O mesmo José Esteves foi ainda esta terça-feira prestar novas declarações na comissão da Assembleia da República, onde foi acareado com Carlos Miranda, uma testemunha das movimentações de Esteves e Farinha Simões nos dias anteriores a Camarate. Dessa acareação resultou a confirmação de que José Esteves vivia no Cacém na altura do atentado contra Sá Carneiro, facto que os investigadores da Polícia Judiciária sempre desmentiram ao longo dos anos da investigação. Nessa sua deslocação, José Esteves ainda comunicou aos deputados o e-mail que enviou para a embaixada dos EUA e aconselhou a Comissão de Camarate a fazer o mesmo: “Os americanos têm de dizer o que sabem sobre a morte de Sá Carneiro”, afirmou depois José Esteves ao Tugaleaks.
Excmº Sr. Embaixador dos Estados Unidos da América em Lisboa,
Chamo-me José António dos Santos Esteves, cidadão português nascido em Angola em 14 de Maio de 1953.
Fui comandante da FNLA de Holden Roberto, em Angola, ao qual estive ligado com o coronel Santos e Castro, que sei que constam dos ficheiros da CIA.
Entretanto, apareceu uma carta com papel timbrado da CIA em tugaleaks.com – https://tugaleaks.com/camarate-cia-documentos.html – a referir-se ao meu nome, dizendo que a CIA não confirma nem desmente a existência ou não-existência de documentos relacionados com o meu nome.
Ora, sabendo eu que trabalhei com pessoas ligadas à CIA, venho por este meio solicitar à embaixada que esclareça junto da CIA se tem ou não informações sobre mim. Sei que existe a possibilidade de pedir um Freedom of Information Act (FOIA), mas não desejo utilizar esse meio oficial, pois esse já foi pedido um em meu nome e nada esclareceu.
Penso que a embaixada deverá estar atenta à recente investigação no Parlamento português sobre o atentado de Camarate, que tirou a vida a primeiro-ministro Sá Carneiro e ministro da Defesa, Amaro da Costa.
Eu e Fernando Farinha Simões fomos contactados na altura por um cidadão norte-americano chamado Frank Sturgis, que coordenou o atentado.
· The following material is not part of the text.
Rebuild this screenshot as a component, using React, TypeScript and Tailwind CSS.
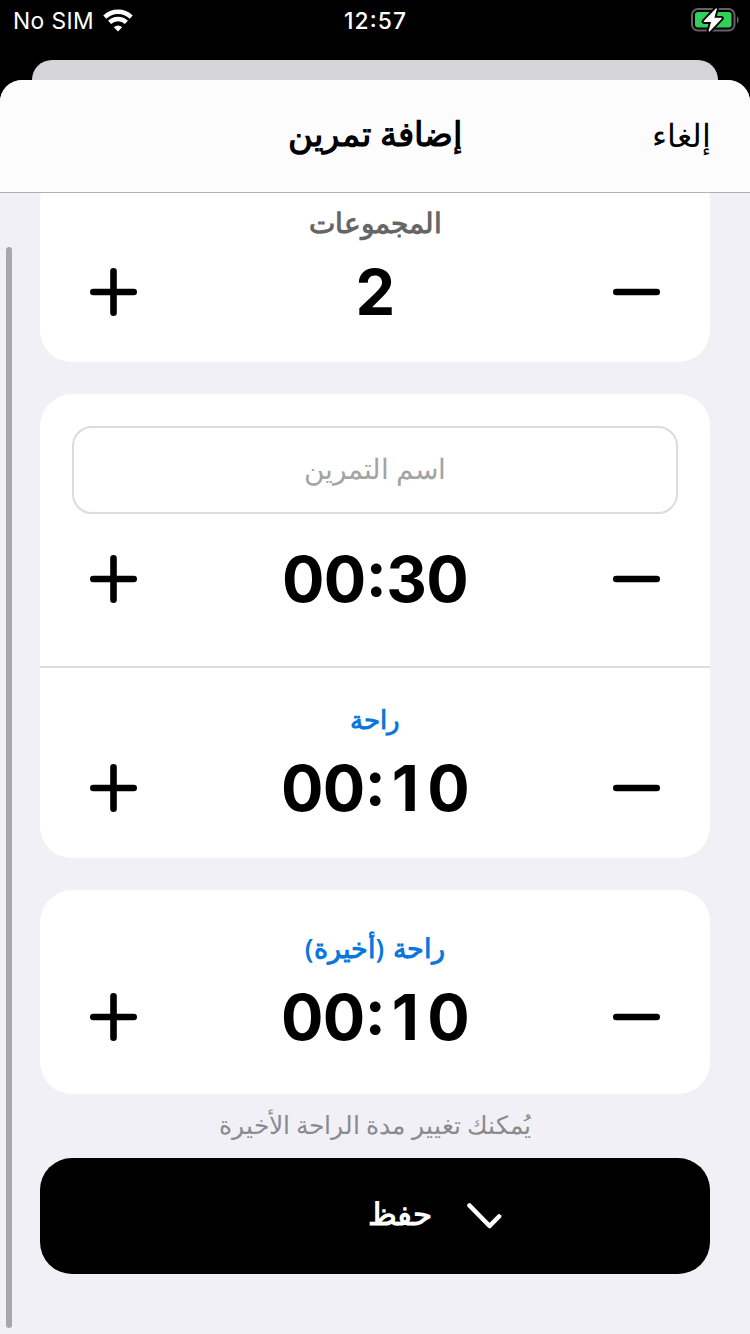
import React from 'react';

const plus = 'M3.3 24H43.7M23.5 3.3V44.7';
const minus = 'M3.3 24H43.7';

function StepIcon({ d, label }: { d: string; label: string }) {
  return (
    <button aria-label={label} className="h-12 w-[47px]">
      <svg className="h-12 w-[47px]" viewBox="0 0 47 48" fill="none" stroke="#000" strokeWidth="6.6" strokeLinecap="round">
        <path d={d} />
      </svg>
    </button>
  );
}

function Digits({ value }: { value: string }) {
  return (
    <span className="text-[63px] leading-none font-bold tracking-[-0.6px] whitespace-nowrap">
      {value.split(/([1:])/).map((part, i) => {
        if (part === '1') {
          return <span key={i} className="inline-block w-[42px] pr-[2px] text-center">1</span>;
        }
        if (part === ':') {
          return <span key={i} className="align-[6px] leading-[0]">:</span>;
        }
        return part;
      })}
    </span>
  );
}

function Stepper({ value }: { value: string }) {
  return (
    <div dir="ltr" className="flex h-16 items-center justify-between px-[50px]">
      <StepIcon d={plus} label="+" />
      <Digits value={value} />
      <StepIcon d={minus} label="−" />
    </div>
  );
}

function Label({ children, className }: { children: React.ReactNode; className: string }) {
  return (
    <div className={`flex h-10 items-center justify-center font-['Noto_Sans',sans-serif] leading-10 font-semibold whitespace-nowrap ${className}`}>
      {children}
    </div>
  );
}

function StatusBar() {
  return (
    <div className="grid h-[60px] grid-cols-3 items-start text-white">
      <div className="flex h-10 items-center pl-[13px]">
        <span className="pt-[2px] text-[22.8px] tracking-[0.4px]">No SIM</span>
        <svg className="ml-[9px] h-[23px] w-[30px]" viewBox="0 0 30 23" fill="none" stroke="#fff" strokeWidth="4.4">
          <path d="M1.8 8.1A19 19 0 0 1 28.2 8.1" />
          <path d="M6.6 13.4A12 12 0 0 1 23.4 13.4" />
          <path d="M15 22.4L10.8 18.2A6.3 6.3 0 0 1 19.2 18.2Z" fill="#fff" stroke="none" />
        </svg>
      </div>
      <div className="flex h-10 items-center justify-center">
        <span className="pt-[2px] pl-[1px] text-[22.8px] font-medium tracking-[1.1px]">
          12<span className="align-[2px] leading-[0]">:</span>57
        </span>
      </div>
      <div className="flex h-10 items-center justify-end pr-[11px]">
        <svg className="h-[26px] w-[48px]" viewBox="0 0 48 26">
          <rect x="1" y="2" width="42.5" height="21.6" rx="6" fill="none" stroke="#636366" strokeWidth="2" />
          <rect x="4" y="5" width="36.5" height="15.6" rx="3" fill="#30d158" />
          <path d="M46 9.2C48.2 10.5 48.2 15.1 46 16.4Z" fill="#636366" />
          <path d="M25.3 1.8L13.2 14.4H20.8L18.2 24L30.2 11.4H22.6Z" fill="#fff" stroke="#000" strokeWidth="5" strokeLinejoin="round" />
          <path d="M25.3 1.8L13.2 14.4H20.8L18.2 24L30.2 11.4H22.6Z" fill="#fff" stroke="#fff" strokeWidth="1.2" strokeLinejoin="round" />
        </svg>
      </div>
    </div>
  );
}

export default function App() {
  return (
    <div dir="ltr" className="flex h-[1334px] w-[750px] flex-col overflow-hidden bg-black font-['Inter',sans-serif] text-black">
      <StatusBar />
      <div className="mx-8 h-5 shrink-0 rounded-t-[20px] bg-[#d5d4d9]" />
      <div dir="rtl" className="relative flex min-h-0 flex-1 flex-col overflow-hidden rounded-t-[22px] bg-[#f1f0f6]">
        <header className="relative z-10 grid h-[113px] shrink-0 grid-cols-[1fr_auto_1fr] items-center border-b border-[#b1b1b4] bg-[#fcfcfd] px-[39px] font-['Noto_Sans',sans-serif]">
          <span className="pb-[2px] text-[32px]">إلغاء</span>
          <h1 className="pb-[5px] text-[34px] font-semibold">إضافة تمرين</h1>
          <span />
        </header>
        <main className="flex flex-col px-10">
          <section className="-mt-6 flex h-[193px] flex-col rounded-[32px] bg-white pt-[33px]">
            <Label className="text-[28px] text-[#666666]">المجموعات</Label>
            <div className="mt-[18px]"><Stepper value="2" /></div>
          </section>
          <section className="mt-8 flex h-[464px] flex-col rounded-[32px] bg-white">
            <div className="mx-8 mt-8 flex h-[88px] items-center justify-center rounded-[20px] border-2 border-[#dcdcdc] pb-[3px] font-['Noto_Sans',sans-serif] text-[28.4px] text-[#a3a3a3]">
              اسم التمرين
            </div>
            <div className="mt-[33px]"><Stepper value="00:30" /></div>
            <div className="mt-[55px] h-[2px] bg-[#dcdcdd]" />
            <Label className="mt-[31px] text-[26.2px] text-[#0a77dc]">راحة</Label>
            <div className="mt-[17px]"><Stepper value="00:10" /></div>
          </section>
          <section className="mt-8 flex h-[204px] flex-col rounded-[32px] bg-white pt-[38px]">
            <Label className="text-[26.8px] [word-spacing:2px] text-[#0a77dc]">راحة (أخيرة)</Label>
            <div className="mt-[17px]"><Stepper value="00:10" /></div>
          </section>
          <p className="flex h-16 items-center justify-center pb-[3px] font-['Noto_Sans',sans-serif] text-[24.7px] whitespace-nowrap text-[#8a8a8e]">
            يُمكنك تغيير مدة الراحة الأخيرة
          </p>
          <button className="flex h-[116px] items-center rounded-[32px] bg-black pr-[208px] font-['Noto_Sans',sans-serif] text-[30.5px] font-semibold text-white">
            <svg className="h-[28px] w-[36px]" viewBox="0 0 36 28" fill="none" stroke="#fff" strokeWidth="4.6" strokeLinecap="round" strokeLinejoin="round">
              <path d="M3.5 3.5L23.6 24L33 14.5" />
            </svg>
            <span className="mr-[34px] pb-[4px]">حفظ</span>
          </button>
        </main>
        <div className="absolute top-[167px] left-[6px] h-[1081px] w-[6px] rounded-full bg-[#a7a6ab]" />
      </div>
    </div>
  );
}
Não sei se ele estava então a trabalhar para a CIA e gostaria de esclarecer isso
Em 2002, converti-me ao islamismo, onde fiquei com o nome Youssouf bin Salim, pelo que tenho ainda a dúvida se ainda posso viajar em breve aos EUA, onde teria todo o prazer de esclarecer o assunto.
Com os melhores cumprimentos
José Esteves
Cartão de José Esteves como membro da FNLA,
a organização independentista angolana apoiada pela CIA
Frederico Duarte Carvalho, jornalista e escritor (blog – facebook)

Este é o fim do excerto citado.